Unions are out front warning Americans of the looming threat -- just like the last time the billionaires tried to push the cuts through Congress. Teamster General President Jim Hoffa staunchly opposes the cuts, which hurt the oldest and poorest retirees the most:
Social Security does not contribute to the budget deficit and should remain off the table in these year-end budget negotiations. Americans work all their lives to earn the Social Security benefits they were promised. It would be a terrible mistake to go back on that promise.
Even though less than three-quarters of the fund comes from payroll deductions, Fix the Debt minions have been spreading misinformation, saying that Social Security will cause the US to go bankrupt. When an anchor from CNBC claimed that the US may well go bankrupt from Social Security, Damon Silver, the AFL-CIO's policy director, set the record straight:
That’s frankly not true. That is a lie put forward by billionaires who don’t want to pay higher taxes....The people who believe what you said are people not counting on those programs and who are worried their very large incomes will be taxed.
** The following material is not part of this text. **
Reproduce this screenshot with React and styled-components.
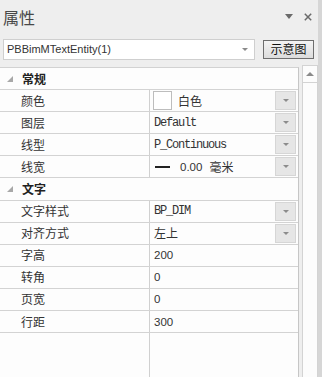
import React from 'react';
import styled, { createGlobalStyle } from 'styled-components';

const CJK = `"Noto Sans CJK SC", "Noto Sans", sans-serif`;
const SANS = `"Liberation Sans", "Noto Sans CJK SC", sans-serif`;
const MONO = `"Liberation Mono", "Noto Sans CJK SC", monospace`;

const Global = createGlobalStyle`
  html, body { margin: 0; padding: 0; background: #eeeeee; }
  body { width: 322px; height: 377px; overflow: hidden; }
  * { box-sizing: border-box; }
`;

const Window = styled.div`
  display: flex;
  width: 322px;
  height: 377px;
  background: #eeeeee;
`;

const Main = styled.div`
  display: flex;
  flex-direction: column;
  width: 318px;
  height: 100%;
`;

const Edge = styled.div`
  width: 4px;
  background: #d6d6d6;
`;

const TitleBar = styled.div`
  height: 33px;
  display: flex;
  align-items: center;
  padding: 0 6px 0 3px;
  background: #eeeeee;
`;

const Title = styled.div`
  font-family: ${CJK};
  font-size: 16px;
  line-height: 18px;
  color: #484848;
`;

const TitleIcons = styled.div`
  margin-left: auto;
  display: flex;
  align-items: center;
  gap: 11px;
`;

const Toolbar = styled.div`
  height: 32px;
  display: flex;
  align-items: center;
  padding: 0 4px 0 3px;
  background: #eeeeee;
`;

const Combo = styled.div`
  width: 252px;
  height: 21px;
  display: flex;
  align-items: center;
  padding: 0 6px 0 3px;
  background: #ffffff;
  border: 1px solid #cfcfcf;
  font-family: ${SANS};
  font-size: 11px;
  color: #333333;
`;

const ComboArrow = styled.span`
  margin-left: auto;
  width: 0;
  height: 0;
  border-left: 3px solid transparent;
  border-right: 3px solid transparent;
  border-top: 3px solid #8a8a8a;
`;

const Button = styled.div`
  margin-left: 8px;
  width: 51px;
  height: 19px;
  display: flex;
  align-items: center;
  justify-content: center;
  border: 1px solid #6e6e6e;
  background: linear-gradient(#f4f4f4, #dcdcdc);
  font-family: ${CJK};
  font-size: 12px;
  line-height: 14px;
  color: #111111;
`;

const Body = styled.div`
  flex: 1;
  display: flex;
  min-height: 0;
`;

const Grid = styled.div`
  width: 299px;
  margin-top: 2px;
  display: flex;
  flex-direction: column;
  background: #fdfdfd;
  border-top: 1px solid #d2d2d2;
  border-right: 1px solid #c6c6c6;
`;

const Gap = styled.div`
  width: 3px;
  background: #eeeeee;
`;

const ScrollBar = styled.div`
  width: 16px;
  display: flex;
  flex-direction: column;
  background: #fcfcfc;
  border: 1px solid #d3d3d3;
  border-bottom: none;
`;

const ScrollUp = styled.div`
  height: 17px;
  display: flex;
  align-items: center;
  justify-content: center;
  border-bottom: 1px solid #d3d3d3;
`;

const CatRow = styled.div`
  height: 22.1px;
  flex: none;
  display: flex;
  align-items: center;
  border-bottom: 1px solid #d3d3d3;
  padding-left: 7px;
`;

const CatTitle = styled.span`
  margin-left: 9px;
  font-family: ${CJK};
  font-weight: 700;
  font-size: 12px;
  line-height: 14px;
  color: #222222;
`;

const Row = styled.div`
  height: 22.1px;
  flex: none;
  display: flex;
  border-bottom: 1px solid #d3d3d3;
`;

const Name = styled.div`
  width: 150px;
  flex: none;
  display: flex;
  align-items: center;
  padding-left: 21px;
  border-right: 1px solid #d0d0d0;
  font-family: ${CJK};
  font-size: 12px;
  line-height: 14px;
  color: #333333;
`;

const Value = styled.div`
  flex: 1;
  display: flex;
  align-items: center;
  padding-left: ${p => (p.$swatch ? 3 : 4)}px;
  font-family: ${p => (p.$kind === 'mono' ? MONO : p.$kind === 'num' ? SANS : CJK)};
  font-size: ${p => (p.$kind === 'num' ? '11.5px' : '12px')};
  letter-spacing: ${p => (p.$kind === 'mono' ? '-1.2px' : '0')};
  line-height: 14px;
  color: #333333;
`;

const DropBtn = styled.div`
  margin-left: auto;
  margin-right: 2px;
  width: 21px;
  height: 19px;
  display: flex;
  align-items: center;
  justify-content: center;
  background: #e6e6e6;
  border: 1px solid #d6d6d6;
`;

const DropTri = styled.span`
  width: 0;
  height: 0;
  border-left: 3px solid transparent;
  border-right: 3px solid transparent;
  border-top: 3px solid #8c8c8c;
`;

const Swatch = styled.span`
  width: 19px;
  height: 19px;
  background: #ffffff;
  border: 1px solid #bdbdbd;
  margin-right: 6px;
`;

const LineSample = styled.span`
  width: 15px;
  height: 2px;
  background: #222222;
  margin: 0 10px 0 1px;
`;

const Unit = styled.span`
  font-family: ${CJK};
  font-size: 12px;
  margin-left: 7px;
`;

const Filler = styled.div`
  flex: 1;
  display: flex;
`;

const FillerName = styled.div`
  width: 150px;
  border-right: 1px solid #d0d0d0;
`;

const Tri = () => (
  <svg width="6" height="6" viewBox="0 0 6 6">
    <polygon points="6,0 6,6 0,6" fill="#a8a8a8" />
  </svg>
);

const Drop = () => (
  <DropBtn>
    <DropTri />
  </DropBtn>
);

const general = [
  { name: '颜色', swatch: true, value: '白色', drop: true },
  { name: '图层', value: 'Default', kind: 'mono', drop: true },
  { name: '线型', value: 'P_Continuous', kind: 'mono', drop: true },
  { name: '线宽', line: true, drop: true },
];

const text = [
  { name: '文字样式', value: 'BP_DIM', kind: 'mono', drop: true },
  { name: '对齐方式', value: '左上', drop: true },
  { name: '字高', value: '200', kind: 'num' },
  { name: '转角', value: '0', kind: 'num' },
  { name: '页宽', value: '0', kind: 'num' },
  { name: '行距', value: '300', kind: 'num' },
];

const PropRow = ({ p }) => (
  <Row>
    <Name>{p.name}</Name>
    {p.line ? (
      <Value $kind="num">
        <LineSample />
        0.00
        <Unit>毫米</Unit>
        {p.drop && <Drop />}
      </Value>
    ) : (
      <Value $kind={p.kind} $swatch={p.swatch}>
        {p.swatch && <Swatch />}
        {p.value}
        {p.drop && <Drop />}
      </Value>
    )}
  </Row>
);

export default function App() {
  return (
    <>
      <Global />
      <Window>
        <Main>
          <TitleBar>
            <Title>属性</Title>
            <TitleIcons>
              <svg width="8" height="5" viewBox="0 0 8 5">
                <polygon points="0,0 8,0 4,5" fill="#6a6a6a" />
              </svg>
              <svg width="8" height="8" viewBox="0 0 8 8">
                <path d="M0.8 0.8 L7.2 7.2 M7.2 0.8 L0.8 7.2" stroke="#6a6a6a" strokeWidth="1.5" />
              </svg>
            </TitleIcons>
          </TitleBar>
          <Toolbar>
            <Combo>
              PBBimMTextEntity(1)
              <ComboArrow />
            </Combo>
            <Button>示意图</Button>
          </Toolbar>
          <Body>
            <Grid>
              <CatRow>
                <Tri />
                <CatTitle>常规</CatTitle>
              </CatRow>
              {general.map(p => (
                <PropRow key={p.name} p={p} />
              ))}
              <CatRow>
                <Tri />
                <CatTitle>文字</CatTitle>
              </CatRow>
              {text.map(p => (
                <PropRow key={p.name} p={p} />
              ))}
              <Filler>
                <FillerName />
              </Filler>
            </Grid>
            <Gap />
            <ScrollBar>
              <ScrollUp>
                <svg width="8" height="4" viewBox="0 0 8 4">
                  <polygon points="0,4 8,4 4,0" fill="#8a8a8a" />
                </svg>
              </ScrollUp>
            </ScrollBar>
          </Body>
        </Main>
        <Edge />
      </Window>
    </>
  );
}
Chained CPI is like the vampire of American politics. It keeps being shot through the heart and it keeps reviving. The reason it keeps coming back is because it has billionaires behind it.
Our nation needs to keep the decades-old promise to workers. There is no such thing as an acceptable cut -- especially when the country has more than enough resources to fund the program that keeps millions of seniors out of poverty.